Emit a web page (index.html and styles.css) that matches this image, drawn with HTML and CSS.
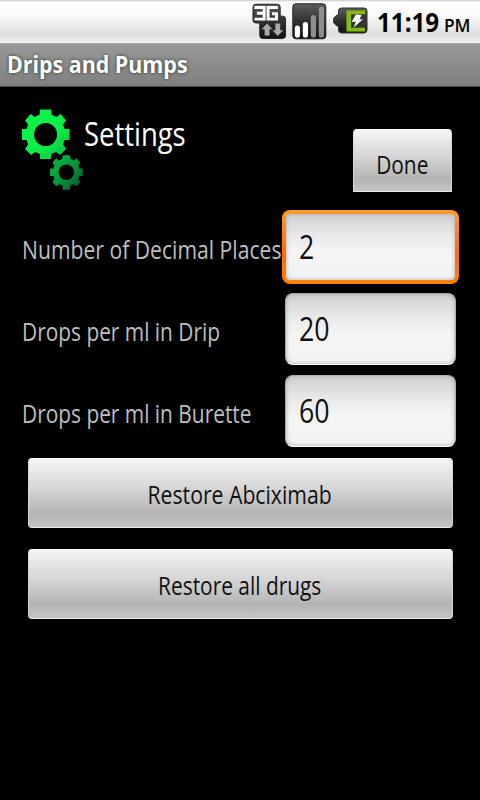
FILE: index.html
```html
<!DOCTYPE html>
<html lang="en">
<head>
<meta charset="utf-8">
<title>Drips and Pumps</title>
<link rel="stylesheet" href="styles.css">
</head>
<body>
<div class="status">
  <svg class="icon-3g" width="35" height="38" viewBox="0 0 36 38">
    <defs><linearGradient id="dark" x1="0" y1="0" x2="0" y2="1"><stop offset="0" stop-color="#5c5c5c"/><stop offset=".5" stop-color="#303030"/><stop offset="1" stop-color="#111"/></linearGradient></defs>
    <path d="M4 .7h22a3 3 0 0 1 3 3V13h2.500a3 3 0 0 1 3 3v17a3 3 0 0 1-3 3H11a3 3 0 0 1-3-3V20H4a3 3 0 0 1-3-3V3.700a3 3 0 0 1 3-3z" fill="url(#dark)" stroke="#222"/>
    <path d="M2.500 4H12.500V16H2.500M5 10h7M26.500 4H16.500V16H25.200V10.500H20.500" fill="none" stroke="#fff" stroke-width="3"/>
    <path d="M15.500 20.500l5.500 6h-3V33h-5v-6.500h-3zM26.500 33.500l-5.500-6h3V20.500h5v7h3z" fill="#aaa"/>
  </svg>
  <svg class="icon-signal" width="35" height="38" viewBox="0 0 35 38">
    <rect x=".8" y=".8" width="33" height="35" rx="3" fill="url(#dark)" stroke="#222"/>
    <g stroke-width="5.200" stroke-linecap="round"><path d="M5.400 25v7M13.400 21.500V32" stroke="#fff"/><path d="M21.400 14.500V32M29.400 6V32" stroke="#8e8e8e"/></g>
  </svg>
  <svg class="icon-battery" width="35" height="28" viewBox="0 0 35 28">
    <path d="M8.500 1H31a3 3 0 0 1 3 3v19a3 3 0 0 1-3 3H8.500a3 3 0 0 1-3-3v-4H4L.7 16V11L4 8h1.500V4a3 3 0 0 1 3-3z" fill="url(#dark)" stroke="#333"/>
    <path d="M13.500 3.500H32v4H18v13h14v4H13.500z" fill="#83bd09"/>
    <path d="M18 7.500h15v13H18z" fill="#353535"/>
    <path d="M23 7.500l5.500.5-2 4.500 3.500-.3-9.500 8.300 2.500-6-4.500.5z" fill="#fff"/>
  </svg>
  <span class="fit time">11:19</span><span class="fit pm">PM</span>
</div>
<div class="titlebar"><span class="fit title">Drips and Pumps</span></div>
<main>
  <header>
    <svg class="gears" width="64" height="84" viewBox="0 0 64 84">
      <defs>
        <linearGradient id="g1" x1="0" y1="0" x2="1" y2="1"><stop offset="0" stop-color="#0bf84b"/><stop offset=".6" stop-color="#0bed48"/><stop offset="1" stop-color="#0ab83e"/></linearGradient>
        <linearGradient id="g2" x1="0" y1="0" x2="1" y2="1"><stop offset="0" stop-color="#0abf40"/><stop offset=".5" stop-color="#08963a"/><stop offset="1" stop-color="#06502e"/></linearGradient>
      </defs>
      <g transform="translate(23.600 25.500)">
        <path fill="url(#g1)" fill-rule="evenodd" d="M-5.500-25H5.500L6-20 11-17.500 15-20.500 20.500-14 17.500-10 19-5.500H24V5.500H19L17.500 10 20.500 14.500 14.500 20.500 10.500 17.500 5.500 19.500V24.500H-5.500V19.500L-10.500 17.500-14.500 20.500-20.500 14.500-17.500 10-19 5.500H-24V-5.500H-19L-17.500-10-20.500-14-15-20.500-11-17.500-6-20zM0-11.500A11.500 11.500 0 1 0 0 11.500 11.500 11.500 0 1 0 0-11.500z"/>
      </g>
      <g transform="translate(44.400 63.300) scale(.68)">
        <path fill="url(#g2)" fill-rule="evenodd" d="M-5.500-25H5.500L6-20 11-17.500 15-20.500 20.500-14 17.500-10 19-5.500H24V5.500H19L17.500 10 20.500 14.500 14.500 20.500 10.500 17.500 5.500 19.500V25.500H-5.500V19.500L-10.500 17.500-14.500 20.500-20.500 14.500-17.500 10-19 5.500H-24V-5.500H-19L-17.500-10-20.500-14-15-20.500-11-17.500-6-20zM0-11.500A11.500 11.500 0 1 0 0 11.500 11.500 11.500 0 1 0 0-11.500z"/>
      </g>
    </svg>
    <h1 class="fit">Settings</h1>
    <button class="done"><span class="fit center">Done</span></button>
  </header>
  <div class="row"><label class="fit l1">Number of Decimal Places</label><div class="field focus"><span class="fit">2</span></div></div>
  <div class="row"><label class="fit l2">Drops per ml in Drip</label><div class="field"><span class="fit">20</span></div></div>
  <div class="row"><label class="fit l3">Drops per ml in Burette</label><div class="field"><span class="fit">60</span></div></div>
  <button class="wide"><span class="fit center abc">Restore Abciximab</span></button>
  <button class="wide"><span class="fit center">Restore all drugs</span></button>
</main>
</body>
</html>
```
FILE: styles.css
```css
* { box-sizing: border-box; }
body {
  margin: 0;
  width: 480px;
  height: 800px;
  overflow: hidden;
  background: #000;
  font-family: "Open Sans", "Noto Sans", sans-serif;
  font-size: 25px;
}
.fit {
  display: block;
  white-space: nowrap;
  transform: scaleX(.835);
  transform-origin: left center;
}
.fit.center { transform-origin: center; }
.fit.abc { transform: scaleX(.848); }
.status {
  display: flex;
  height: 43px;
  padding-left: 252px;
  background: linear-gradient(#c8c8c8 0, #fff 2px, #fafafa 35%, #dedede 80%, #f2f2f2 100%);
  color: #000;
  font-weight: 700;
}
.icon-3g { margin-top: 3px; }
.icon-signal { margin: 3px 0 0 5px; }
.icon-battery { margin: 7px 0 0 6px; }
.status .time { margin-left: 9px; width: 67px; font-size: 26px; line-height: 44px; transform: scaleX(.93); }
.status .pm { font-size: 18px; font-weight: 600; line-height: 50px; transform: scaleX(.96); }
.titlebar {
  height: 44px;
  padding-left: 7px;
  background: linear-gradient(#aaa 0, #989898 2px, #808080 42px, #707070 43px, #333 44px);
  color: #fff;
  font-size: 23px;
  font-weight: 700;
  line-height: 43px;
  text-shadow: 0 0 4px #28382c;
}
.titlebar .title { transform: scaleX(.93); }
main { padding: 20px 21px 0 22px; }
header { display: flex; height: 100px; }
.gears { flex: none; margin-top: 2px; }
h1 {
  margin: 0 0 0 -2px;
  width: 269px;
  color: #fff;
  font-size: 32px;
  font-weight: 400;
  line-height: 54px;
}
h1.fit { transform: scaleX(.857); }
button {
  display: flex;
  justify-content: center;
  border: 1px solid #eee;
  border-color: #fff #d4d4d4 #e8e8e8;
  padding: 0;
  border-radius: 4px;
  background: linear-gradient(#f5f5f5, #d4d4d4 45%, #b4b4b4 80%, #c5c5c5);
  color: #111;
  font: inherit;
}
.done {
  width: 99px;
  height: 63px;
  margin-top: 22px;
  border-radius: 4px 4px 0 0;
  line-height: 69px;
  flex: none;
}
.row { display: flex; justify-content: space-between; height: 82.300px; }
.row label { color: #bebebe; width: 259px; line-height: 84px; }
.row .l1 { transform: scaleX(.846); }
.row .l3 { line-height: 83px; }
.field {
  flex: none;
  width: 171px;
  height: 72px;
  margin: 3.500px 3px 0 0;
  padding-left: 13px;
  border-radius: 8px;
  border: 1px solid #aaa;
  border-bottom-color: #fff;
  background: linear-gradient(#d0d0d0, #ebebeb 35%, #f5f5f5 60%, #f2f2f2);
  box-shadow: inset 0 0 4px #aaa;
  color: #111;
  font-size: 32px;
  line-height: 70px;
}
.focus {
  width: 177px;
  height: 74px;
  margin: 3px 0 0;
  padding-left: 13px;
  border: 4.500px solid transparent;
  background: linear-gradient(#d0d0d0, #ebebeb 35%, #f5f5f5 60%, #f2f2f2) padding-box, linear-gradient(#ff9a2c, #ff6c00 60%, #ff8400) border-box;
  line-height: 66px;
}
.wide { width: 425px; height: 70px; margin: 4.200px 0 21.300px 5.500px; line-height: 70px; }
```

__Directions__:
How many of the lines above hold "styles"? Answer with only the number.

__The answer__:
3